Supplied material
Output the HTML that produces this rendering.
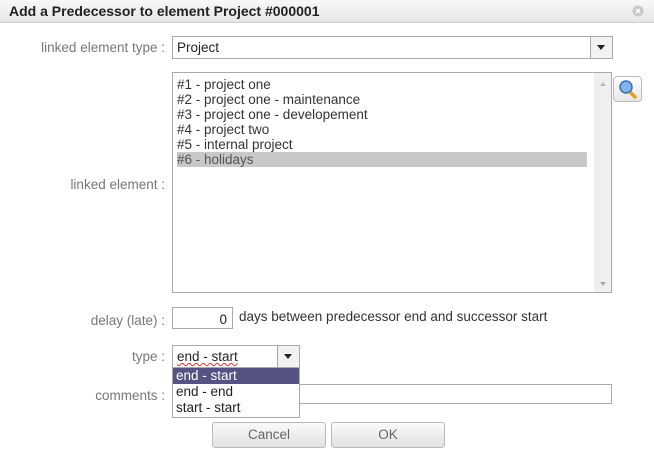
<!DOCTYPE html>
<html><head><style>
body{margin:0;width:654px;height:458px;background:#fff;font-family:"Liberation Sans",sans-serif;font-size:13.5px;color:#333;position:relative;overflow:hidden}
.a{position:absolute}
.title{left:0;top:0;width:654px;height:22px;background:linear-gradient(#f8f8f8,#e6e6e6);border-bottom:1px solid #d0d0d0}
.title span{position:absolute;left:9px;top:3px;font-weight:bold;font-size:14px;color:#222;white-space:nowrap}
.lbl{color:#777;text-align:right;width:160px;left:5px}
.box{border:1px solid #aaa;background:#fff;box-sizing:border-box}
.arrow{position:absolute;right:0;top:0;bottom:0;width:21px;border-left:1px solid #aaa;background:#f2f2f2}
.arrow:after{content:"";position:absolute;left:6px;top:8px;border-left:4px solid transparent;border-right:4px solid transparent;border-top:5px solid #222}
.btn{border:1px solid #bbb;border-radius:3px;background:linear-gradient(#fafafa,#e2e2e2);color:#666;text-align:center;line-height:24px;box-sizing:border-box}
</style></head><body>
<div class="a title"><span>Add a Predecessor to element Project #000001</span>
<svg class="a" style="left:632px;top:5px" width="12" height="12"><circle cx="6" cy="6" r="5.5" fill="#c8c8c8"/><path d="M4 4l4 4M8 4l-4 4" stroke="#fff" stroke-width="1.5"/></svg></div>

<div class="a lbl" style="top:40px">linked element type :</div>
<div class="a box" style="left:172px;top:36px;width:441px;height:23px"><span class="a" style="left:4px;top:3px;color:#222">Project</span><div class="arrow"></div></div>

<div class="a box" style="left:172px;top:72px;width:440px;height:221px">
<div class="a" style="left:4px;top:4px;line-height:15px;color:#333;width:410px">
<div>#1 - project one</div><div>#2 - project one - maintenance</div><div>#3 - project one - developement</div><div>#4 - project two</div><div>#5 - internal project</div><div style="background:#c8c8c8;color:#555">#6 - holidays</div></div>
<div class="a" style="right:0;top:0;width:17px;height:219px;background:#f0f0f0"></div>
<div class="a" style="right:5px;top:9px;border-left:3px solid transparent;border-right:3px solid transparent;border-bottom:4px solid #bbb"></div>
<div class="a" style="right:5px;bottom:6px;border-left:3px solid transparent;border-right:3px solid transparent;border-top:4px solid #aaa"></div>
</div>
<div class="a" style="left:613px;top:76px;width:29px;height:26px;border:1px solid #bbb;border-radius:4px;background:linear-gradient(#fff,#e8e8e8);box-sizing:border-box">
<svg width="27" height="24"><line x1="16" y1="15" x2="21" y2="20" stroke="#e0a020" stroke-width="3.5" stroke-linecap="round"/><circle cx="12" cy="10" r="6" fill="#7fb6f0" stroke="#3a6fb0" stroke-width="1.5"/></svg></div>
<div class="a lbl" style="top:177px">linked element :</div>

<div class="a lbl" style="top:313px">delay (late) :</div>
<div class="a box" style="left:172px;top:307px;width:61px;height:22px"><span class="a" style="right:5px;top:4px;color:#222">0</span></div>
<div class="a" style="left:239px;top:309px;color:#333">days between predecessor end and successor start</div>

<div class="a lbl" style="top:349px">type :</div>
<div class="a box" style="left:172px;top:345px;width:128px;height:23px"><span class="a" style="left:4px;top:3px;color:#222;text-decoration:underline wavy #d33;text-decoration-thickness:1px">end - start</span><div class="arrow"></div></div>

<div class="a lbl" style="top:388px">comments :</div>
<div class="a box" style="left:172px;top:384px;width:440px;height:20px"></div>
<div class="a box" style="left:172px;top:367px;width:128px;height:51px;background:#fff;line-height:16px">
<div style="background:#565283;color:#fff;padding-left:3px">end - start</div><div style="padding-left:3px;color:#222">end - end</div><div style="padding-left:3px;color:#222">start - start</div></div>

<div class="a btn" style="left:212px;top:422px;width:114px;height:26px">Cancel</div>
<div class="a btn" style="left:331px;top:422px;width:114px;height:26px">OK</div>
</body></html>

The request
Using the material above, return every line exactly as it appears, minus the pictures.

Result
Output the HTML that produces this rendering.
<!DOCTYPE html>
<html><head><style>
body{margin:0;width:654px;height:458px;background:#fff;font-family:"Liberation Sans",sans-serif;font-size:13.5px;color:#333;position:relative;overflow:hidden}
.a{position:absolute}
.title{left:0;top:0;width:654px;height:22px;background:linear-gradient(#f8f8f8,#e6e6e6);border-bottom:1px solid #d0d0d0}
.title span{position:absolute;left:9px;top:3px;font-weight:bold;font-size:14px;color:#222;white-space:nowrap}
.lbl{color:#777;text-align:right;width:160px;left:5px}
.box{border:1px solid #aaa;background:#fff;box-sizing:border-box}
.arrow{position:absolute;right:0;top:0;bottom:0;width:21px;border-left:1px solid #aaa;background:#f2f2f2}
.arrow:after{content:"";position:absolute;left:6px;top:8px;border-left:4px solid transparent;border-right:4px solid transparent;border-top:5px solid #222}
.btn{border:1px solid #bbb;border-radius:3px;background:linear-gradient(#fafafa,#e2e2e2);color:#666;text-align:center;line-height:24px;box-sizing:border-box}
</style></head><body>
<div class="a title"><span>Add a Predecessor to element Project #000001</span>
<svg class="a" style="left:632px;top:5px" width="12" height="12"><circle cx="6" cy="6" r="5.5" fill="#c8c8c8"/><path d="M4 4l4 4M8 4l-4 4" stroke="#fff" stroke-width="1.5"/></svg></div>

<div class="a lbl" style="top:40px">linked element type :</div>
<div class="a box" style="left:172px;top:36px;width:441px;height:23px"><span class="a" style="left:4px;top:3px;color:#222">Project</span><div class="arrow"></div></div>

<div class="a box" style="left:172px;top:72px;width:440px;height:221px">
<div class="a" style="left:4px;top:4px;line-height:15px;color:#333;width:410px">
<div>#1 - project one</div><div>#2 - project one - maintenance</div><div>#3 - project one - developement</div><div>#4 - project two</div><div>#5 - internal project</div><div style="background:#c8c8c8;color:#555">#6 - holidays</div></div>
<div class="a" style="right:0;top:0;width:17px;height:219px;background:#f0f0f0"></div>
<div class="a" style="right:5px;top:9px;border-left:3px solid transparent;border-right:3px solid transparent;border-bottom:4px solid #bbb"></div>
<div class="a" style="right:5px;bottom:6px;border-left:3px solid transparent;border-right:3px solid transparent;border-top:4px solid #aaa"></div>
</div>
<div class="a" style="left:613px;top:76px;width:29px;height:26px;border:1px solid #bbb;border-radius:4px;background:linear-gradient(#fff,#e8e8e8);box-sizing:border-box">
<svg width="27" height="24"><line x1="16" y1="15" x2="21" y2="20" stroke="#e0a020" stroke-width="3.5" stroke-linecap="round"/><circle cx="12" cy="10" r="6" fill="#7fb6f0" stroke="#3a6fb0" stroke-width="1.5"/></svg></div>
<div class="a lbl" style="top:177px">linked element :</div>

<div class="a lbl" style="top:313px">delay (late) :</div>
<div class="a box" style="left:172px;top:307px;width:61px;height:22px"><span class="a" style="right:5px;top:4px;color:#222">0</span></div>
<div class="a" style="left:239px;top:309px;color:#333">days between predecessor end and successor start</div>

<div class="a lbl" style="top:349px">type :</div>
<div class="a box" style="left:172px;top:345px;width:128px;height:23px"><span class="a" style="left:4px;top:3px;color:#222;text-decoration:underline wavy #d33;text-decoration-thickness:1px">end - start</span><div class="arrow"></div></div>

<div class="a lbl" style="top:388px">comments :</div>
<div class="a box" style="left:172px;top:384px;width:440px;height:20px"></div>
<div class="a box" style="left:172px;top:367px;width:128px;height:51px;background:#fff;line-height:16px">
<div style="background:#565283;color:#fff;padding-left:3px">end - start</div><div style="padding-left:3px;color:#222">end - end</div><div style="padding-left:3px;color:#222">start - start</div></div>

<div class="a btn" style="left:212px;top:422px;width:114px;height:26px">Cancel</div>
<div class="a btn" style="left:331px;top:422px;width:114px;height:26px">OK</div>
</body></html>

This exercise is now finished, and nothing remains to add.